TASK TO COMPLETE:
Scan the data below. Pull out each line where "table" occurs.

------------------------------------

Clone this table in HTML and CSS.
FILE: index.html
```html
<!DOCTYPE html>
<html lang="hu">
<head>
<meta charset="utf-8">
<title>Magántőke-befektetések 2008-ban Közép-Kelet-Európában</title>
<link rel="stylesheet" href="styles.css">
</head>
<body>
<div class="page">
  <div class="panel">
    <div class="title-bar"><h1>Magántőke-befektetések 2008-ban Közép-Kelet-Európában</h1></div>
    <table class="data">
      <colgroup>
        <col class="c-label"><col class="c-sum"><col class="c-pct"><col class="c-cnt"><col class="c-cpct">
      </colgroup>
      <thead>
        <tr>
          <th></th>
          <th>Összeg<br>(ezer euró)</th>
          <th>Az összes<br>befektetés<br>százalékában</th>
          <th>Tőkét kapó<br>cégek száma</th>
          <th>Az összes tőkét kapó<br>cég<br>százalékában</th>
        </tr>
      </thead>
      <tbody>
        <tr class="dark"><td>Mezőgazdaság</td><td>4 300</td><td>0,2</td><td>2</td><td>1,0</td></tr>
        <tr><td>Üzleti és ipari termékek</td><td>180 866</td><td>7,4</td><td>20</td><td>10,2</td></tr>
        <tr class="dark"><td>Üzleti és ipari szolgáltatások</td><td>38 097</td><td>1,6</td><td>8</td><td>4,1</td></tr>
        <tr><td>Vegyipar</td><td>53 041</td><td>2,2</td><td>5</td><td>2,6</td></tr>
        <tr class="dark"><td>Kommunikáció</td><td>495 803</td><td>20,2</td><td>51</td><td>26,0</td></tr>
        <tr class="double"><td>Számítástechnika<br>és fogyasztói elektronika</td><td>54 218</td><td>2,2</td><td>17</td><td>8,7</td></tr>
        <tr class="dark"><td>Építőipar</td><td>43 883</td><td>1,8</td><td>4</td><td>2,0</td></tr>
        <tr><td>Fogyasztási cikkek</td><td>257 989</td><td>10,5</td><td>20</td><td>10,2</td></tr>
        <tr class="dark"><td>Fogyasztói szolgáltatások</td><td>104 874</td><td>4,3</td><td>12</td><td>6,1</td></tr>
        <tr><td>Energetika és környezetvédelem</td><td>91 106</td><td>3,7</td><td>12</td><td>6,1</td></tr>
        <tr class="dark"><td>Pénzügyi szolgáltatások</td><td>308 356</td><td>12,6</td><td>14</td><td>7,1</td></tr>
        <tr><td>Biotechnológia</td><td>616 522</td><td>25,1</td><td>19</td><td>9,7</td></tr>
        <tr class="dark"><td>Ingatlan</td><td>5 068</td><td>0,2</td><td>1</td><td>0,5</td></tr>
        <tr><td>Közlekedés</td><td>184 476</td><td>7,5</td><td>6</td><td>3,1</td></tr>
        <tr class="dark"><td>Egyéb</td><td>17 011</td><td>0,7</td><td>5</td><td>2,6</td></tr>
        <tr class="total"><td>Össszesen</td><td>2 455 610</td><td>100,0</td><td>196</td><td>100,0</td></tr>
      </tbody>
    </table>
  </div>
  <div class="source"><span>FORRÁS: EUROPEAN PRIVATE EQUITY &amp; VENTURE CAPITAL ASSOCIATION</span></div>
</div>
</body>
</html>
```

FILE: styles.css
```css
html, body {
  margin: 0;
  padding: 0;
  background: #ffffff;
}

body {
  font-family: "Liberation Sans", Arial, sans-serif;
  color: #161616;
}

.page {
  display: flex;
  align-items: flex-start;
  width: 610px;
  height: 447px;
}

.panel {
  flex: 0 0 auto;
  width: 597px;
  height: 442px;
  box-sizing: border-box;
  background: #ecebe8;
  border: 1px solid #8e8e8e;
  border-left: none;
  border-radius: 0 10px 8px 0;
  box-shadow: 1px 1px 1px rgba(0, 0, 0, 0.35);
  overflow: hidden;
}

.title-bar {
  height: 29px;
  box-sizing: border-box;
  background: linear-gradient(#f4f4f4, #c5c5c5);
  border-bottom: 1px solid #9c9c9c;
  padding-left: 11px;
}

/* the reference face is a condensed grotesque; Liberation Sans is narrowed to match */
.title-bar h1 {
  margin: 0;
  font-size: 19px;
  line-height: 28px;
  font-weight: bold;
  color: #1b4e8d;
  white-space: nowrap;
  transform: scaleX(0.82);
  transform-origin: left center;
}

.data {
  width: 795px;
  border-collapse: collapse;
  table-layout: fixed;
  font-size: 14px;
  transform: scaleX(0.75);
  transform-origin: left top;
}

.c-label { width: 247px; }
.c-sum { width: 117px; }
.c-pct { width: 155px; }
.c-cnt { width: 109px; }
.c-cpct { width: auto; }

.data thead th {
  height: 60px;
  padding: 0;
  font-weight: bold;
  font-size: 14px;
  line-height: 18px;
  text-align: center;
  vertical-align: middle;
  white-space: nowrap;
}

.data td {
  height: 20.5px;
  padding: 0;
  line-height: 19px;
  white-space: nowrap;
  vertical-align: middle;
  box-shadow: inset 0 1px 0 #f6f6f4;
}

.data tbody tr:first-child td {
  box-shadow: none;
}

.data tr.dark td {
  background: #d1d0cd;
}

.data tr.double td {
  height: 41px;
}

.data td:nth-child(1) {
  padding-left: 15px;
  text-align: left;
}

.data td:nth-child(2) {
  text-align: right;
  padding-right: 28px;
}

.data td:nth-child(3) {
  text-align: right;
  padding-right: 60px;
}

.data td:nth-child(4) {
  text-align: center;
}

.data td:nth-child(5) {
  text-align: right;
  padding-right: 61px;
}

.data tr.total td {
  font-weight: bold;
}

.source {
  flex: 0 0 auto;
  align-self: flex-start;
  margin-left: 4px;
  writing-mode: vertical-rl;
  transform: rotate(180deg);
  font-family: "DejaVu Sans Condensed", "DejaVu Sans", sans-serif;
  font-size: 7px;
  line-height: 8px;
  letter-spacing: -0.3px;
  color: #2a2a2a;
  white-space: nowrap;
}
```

------------------------------------

WRITTEN ANSWER:
Clone this table in HTML and CSS.
    <table class="data">
    </table>
  table-layout: fixed;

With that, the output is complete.